Cortes em benefícios de IPI sobre maquinário e em programas de inovação, como a Lei do Bem, também parecem prováveis. Nesse caso, o impacto recai sobre o avanço de setores estratégicos do agronegócio brasileiro.

Quais os riscos de uma tramitação legislativa em regime de urgência?

O regime de urgência na tramitação do PLP agrava o quadro, pois impede uma análise aprofundada pelas comissões do Congresso.

Porém, é bom lembrar que o agronegócio, reconhecido como um dos pilares fundamentais da economia nacional, responde por quase 30% do Produto Interno Bruto (PIB) e emprega cerca de 25% da força de trabalho no país.
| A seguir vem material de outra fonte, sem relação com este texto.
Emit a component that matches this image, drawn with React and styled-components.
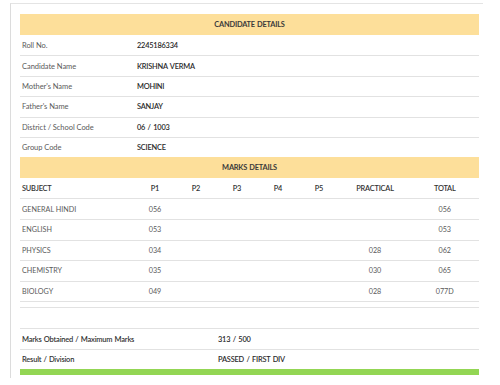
import React from "react";
import styled, { createGlobalStyle } from "styled-components";

const Global = createGlobalStyle`
  html, body { margin: 0; padding: 0; background: #fff; }
  body { font-family: Lato, "Open Sans", sans-serif; }
`;

const Frame = styled.div`
  margin: 3px 0 0 10px;
  width: 473px;
  height: 375px;
  box-sizing: border-box;
  border-top: 1px solid #e4e4e4;
  border-left: 1px solid #dcdcdc;
  padding: 10px 4px 0 9px;
`;

const Band = styled.div`
  background: #fddf9a;
  height: ${(p) => p.$h}px;
  display: flex;
  align-items: center;
  justify-content: center;
  font-size: 7.4px;
  font-weight: 700;
  color: #3a3a3a;
  letter-spacing: -0.2px;
  word-spacing: 0.6px;
`;

const Row = styled.div`
  display: grid;
  grid-template-columns: ${(p) => p.$cols};
  align-items: center;
  height: ${(p) => p.$h || 20.4}px;
  box-sizing: border-box;
  border-top: ${(p) => (p.$noLine ? "none" : "1px solid #e2e2e2")};
  font-size: 7.5px;
`;

const Label = styled.div`
  padding-left: 2px;
  color: ${(p) => (p.$dark ? "#333" : "#5a5a5a")};
  letter-spacing: ${(p) => (p.$dark ? "-0.2px" : "-0.05px")};
  word-spacing: ${(p) => (p.$dark ? "0.5px" : "0")};
  font-weight: ${(p) => (p.$dark ? 600 : 400)};
`;

const Value = styled.div`
  padding-left: 2px;
  color: #2a2a2a;
  font-weight: 600;
  font-size: 7.4px;
  letter-spacing: -0.2px;
  word-spacing: 0.8px;
`;

const Head = styled.div`
  color: #333;
  font-weight: 600;
  font-size: 7.4px;
  letter-spacing: -0.2px;
  text-align: ${(p) => (p.$left ? "left" : "center")};
  padding-left: ${(p) => (p.$left ? "2px" : "0")};
`;

const Cell = styled.div`
  color: #5a5a5a;
  font-size: 7.2px;
  text-align: ${(p) => (p.$left ? "left" : "center")};
  padding-left: ${(p) => (p.$left ? "2px" : "0")};
`;

const GreenBar = styled.div`
  height: 6px;
  background: #93d654;
`;

const infoCols = "115px 1fr";
const markCols = "114.5px 41px 41px 41px 41px 41px 71px 1fr";
const sumCols = "196px 1fr";

const info = [
  ["Roll No.", "2245186334"],
  ["Candidate Name", "KRISHNA VERMA"],
  ["Mother's Name", "MOHINI"],
  ["Father's Name", "SANJAY"],
  ["District / School Code", "06 / 1003"],
  ["Group Code", "SCIENCE"],
];

const heads = ["P1", "P2", "P3", "P4", "P5", "PRACTICAL", "TOTAL"];

const marks = [
  ["GENERAL HINDI", "056", "", "", "", "", "", "056"],
  ["ENGLISH", "053", "", "", "", "", "", "053"],
  ["PHYSICS", "034", "", "", "", "", "028", "062"],
  ["CHEMISTRY", "035", "", "", "", "", "030", "065"],
  ["BIOLOGY", "049", "", "", "", "", "028", "077D"],
];

export default function App() {
  return (
    <>
      <Global />
      <Frame>
        <Band $h={21}>CANDIDATE DETAILS</Band>
        {info.map(([l, v], i) => (
          <Row key={l} $cols={infoCols} $noLine={i === 0} $h={20.4}>
            <Label>{l}</Label>
            <Value>{v}</Value>
          </Row>
        ))}
        <Band $h={21}>MARKS DETAILS</Band>
        <Row $cols={markCols} $noLine $h={20}>
          <Head $left>SUBJECT</Head>
          {heads.map((h) => (
            <Head key={h}>{h}</Head>
          ))}
        </Row>
        {marks.map((r) => (
          <Row key={r[0]} $cols={markCols} $h={20.6}>
            {r.map((c, j) => (
              <Cell key={j} $left={j === 0}>
                {c}
              </Cell>
            ))}
          </Row>
        ))}
        <Row $cols={sumCols} $h={6} />
        <Row $cols={sumCols} $h={21} />
        <Row $cols={sumCols} $h={20.5}>
          <Label $dark>Marks Obtained / Maximum Marks</Label>
          <Value>313 / 500</Value>
        </Row>
        <Row $cols={sumCols} $h={20.5}>
          <Label $dark>Result / Division</Label>
          <Value>PASSED / FIRST DIV</Value>
        </Row>
        <GreenBar />
      </Frame>
    </>
  );
}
Nesse contexto, é fundamental que o diálogo sobre o PLP nº 128/2025 seja aprofundado e conduzido com a devida transparência, envolvendo especialistas técnicos, representantes do setor produtivo e a sociedade em geral.

É necessário que os legisladores compreendam plenamente as consequências de curto, médio e longo prazo que esses cortes trarão, porque a manutenção de benefícios estratégicos ao agronegócio não é privilégio, mas uma garantia essencial à segurança alimentar do País e ao posicionamento competitivo do Brasil no mercado internacional.

E, afinal de contas, não se pode esquecer que toda essa busca desenfreada por recursos surge apenas em razão de um desajuste nas contas públicas, cuja responsabilidade, longe de ser do agronegócio, é integralmente do Governo.

Rafael Pandolfo é coordenador do Instituto Brasileiro de Estudos Tributários (IBET)/RS e sócio-fundador do escritório Rafael Pandolfo Advogados Associados.